Antibiotics mess up your stomach, U.S. study finds
WASHINGTON (Reuters) - Even seemingly gentle antibiotics may severely disrupt the balance of microbes living in the gut, with unforeseen health consequences, U.S. researchers reported on Monday.
An intimate study of three women given ciprofloxacin showed the drug suppressed entire populations of beneficial bacteria, and at least one woman took months to recover.
The study, published in the Proceedings of the National Academy of Sciences, supports the common wisdom that antibiotics can damage the "good" germs living in the body.
It may also support the idea behind the development of so-called probiotic products including yogurt with live cultures of bacteria.
The researchers tested the three volunteers daily, giving them a five-day course of the commonly used antibiotic ciprofloxacin twice during the 10-month study.
They ran DNA tests on stool samples from the volunteers to determine what kind of microbes were living in the gut.
"The effect of ciprofloxacin on the gut microbiota was profound and rapid," Les Dethlefsen and David Relman of Stanford University in California wrote.
"By one week after the end of each course, communities began to return to their initial state, but the return was often incomplete."
More and more studies support the idea that humans and other animals have a symbiotic relationship with germs.
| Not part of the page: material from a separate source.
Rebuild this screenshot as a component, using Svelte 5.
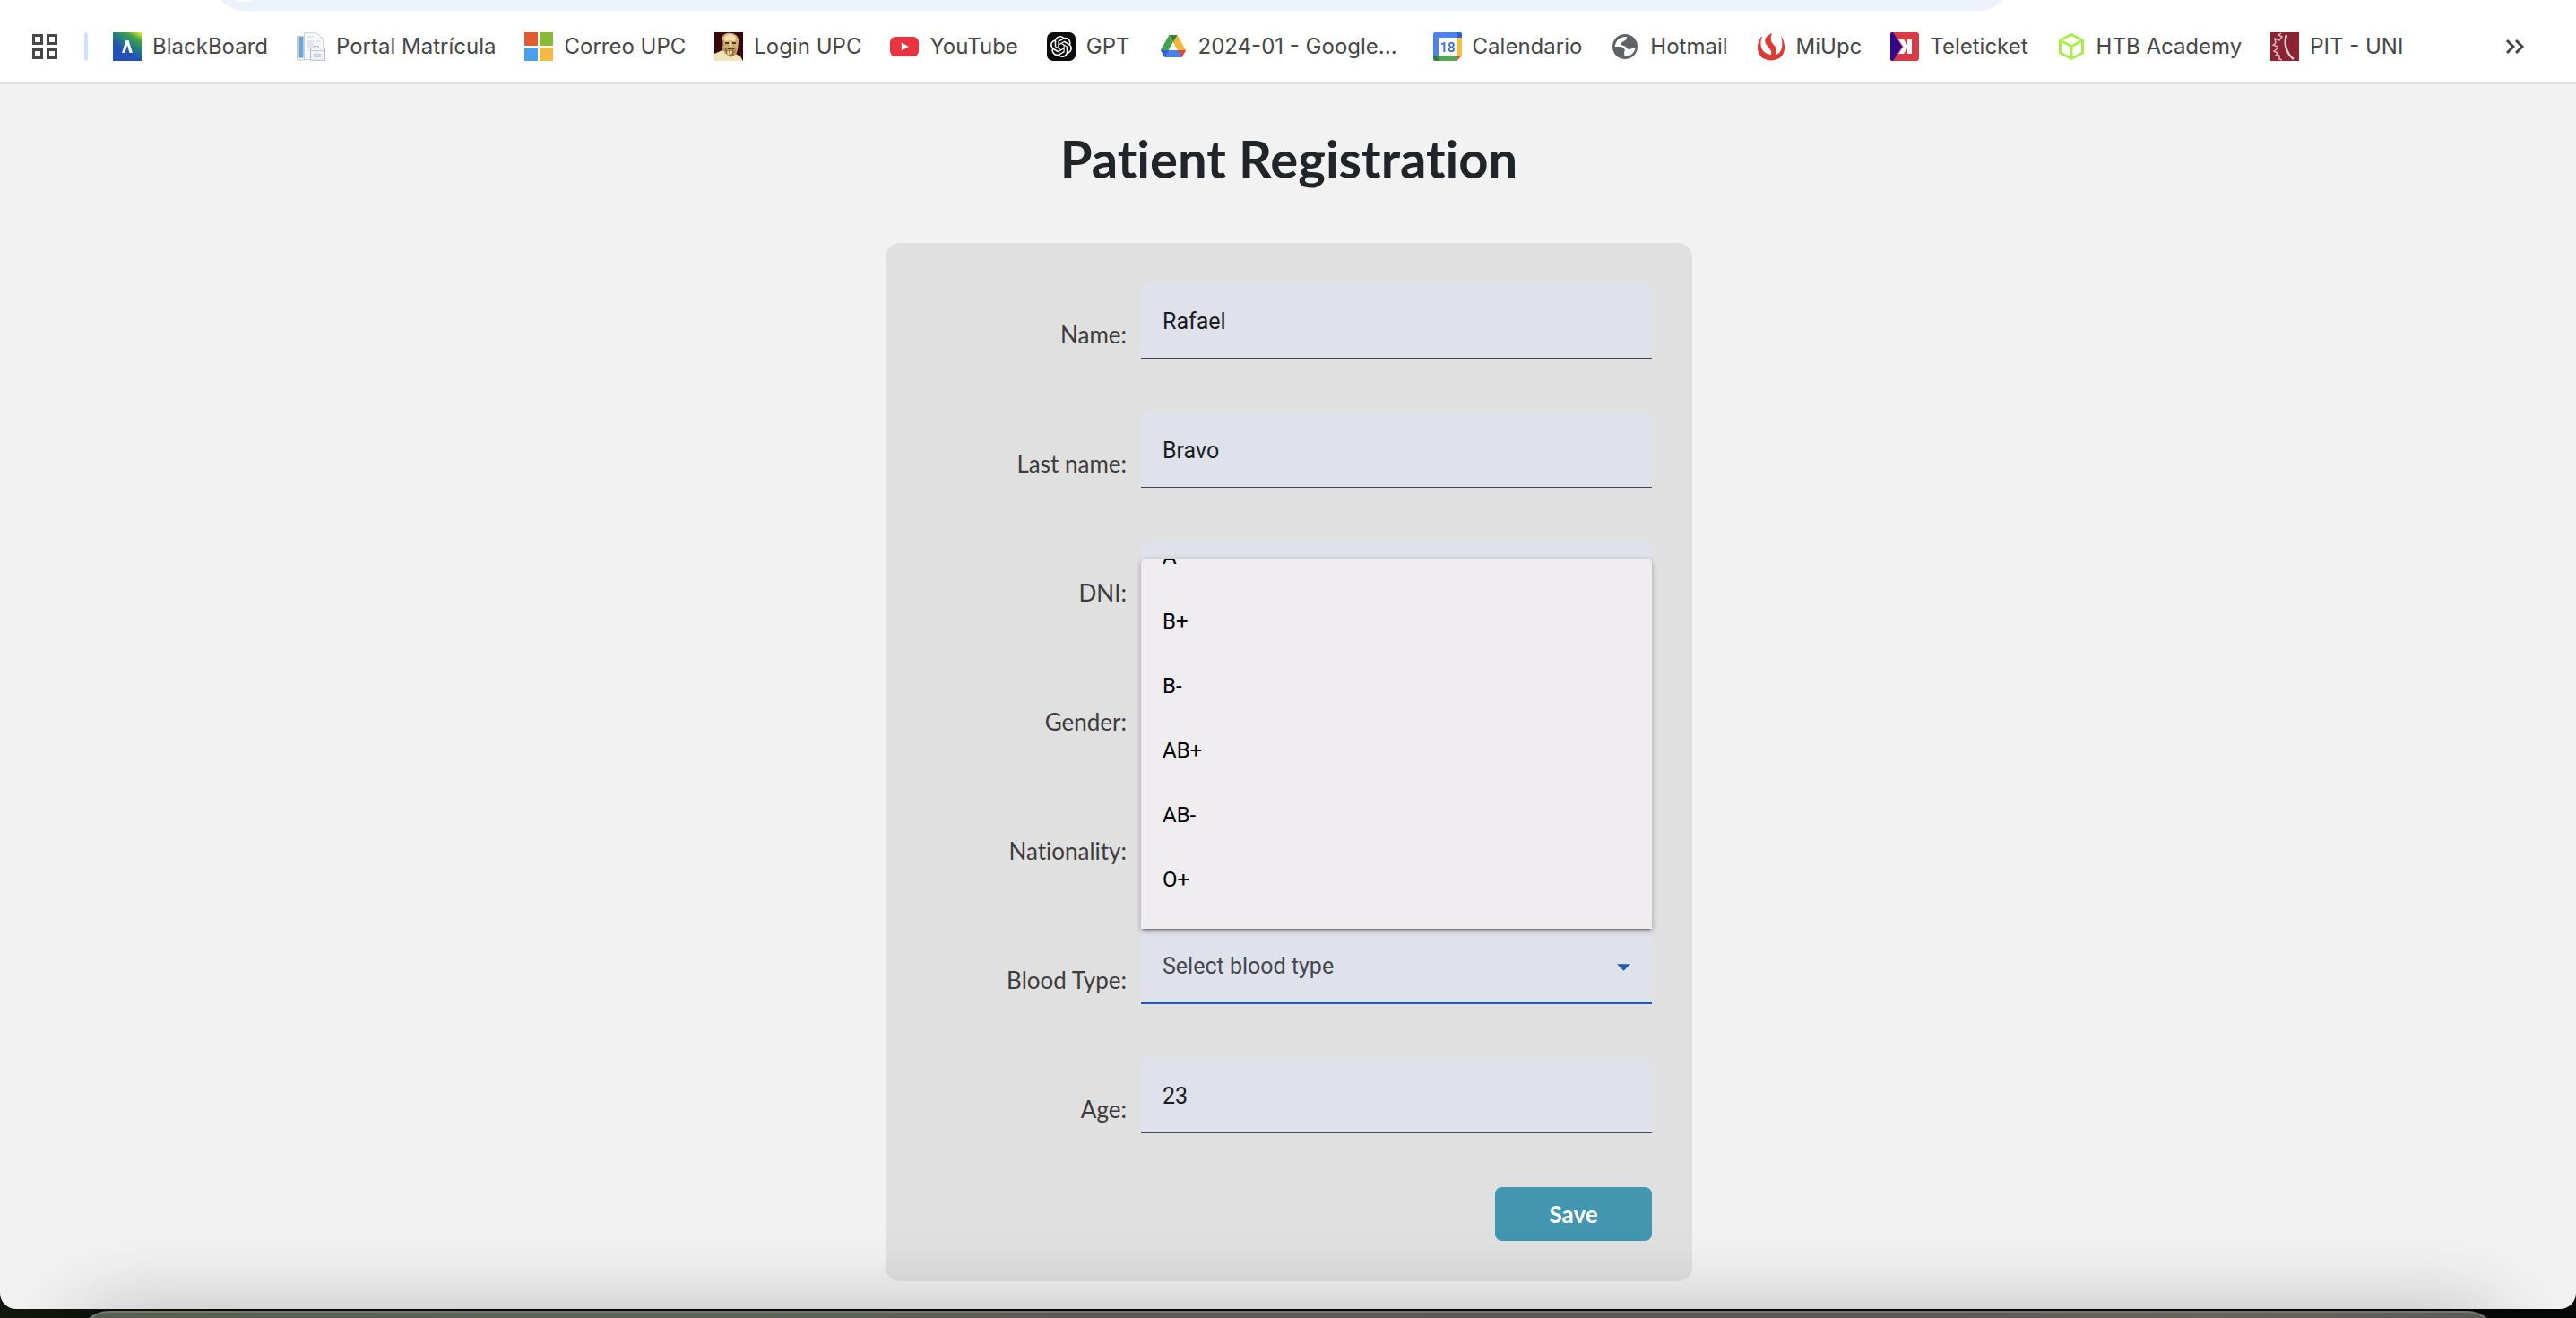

Microbes in the intestines help digest food and "good" germs can take up space and keep bad germs away.
"The human distal gut is one of the most complex ecosystems on the planet," the researchers wrote in the study, available here
Gut microbes can affect obesity and may play a role in allergy. Lactobacillus reuteri, found in breast milk, may protect against rotavirus infections, other researchers have found.
Several recent studies have found that certain bacteria cause inflammation that can affect appetite as well as inflammatory bowel conditions like Crohn's disease and colitis.
Regularly wiping out the body's bacterial population could also be helping drive the rapid spread of drug-resistant superbugs, the Stanford team said.
"One potential ramification of the altered community is an enhanced carriage of antibiotic-resistance genes in the human population," they wrote.
"Every course of antibiotics may represent another roll of the dice," they added -- potentially a "bad" strain to replace a beneficial species.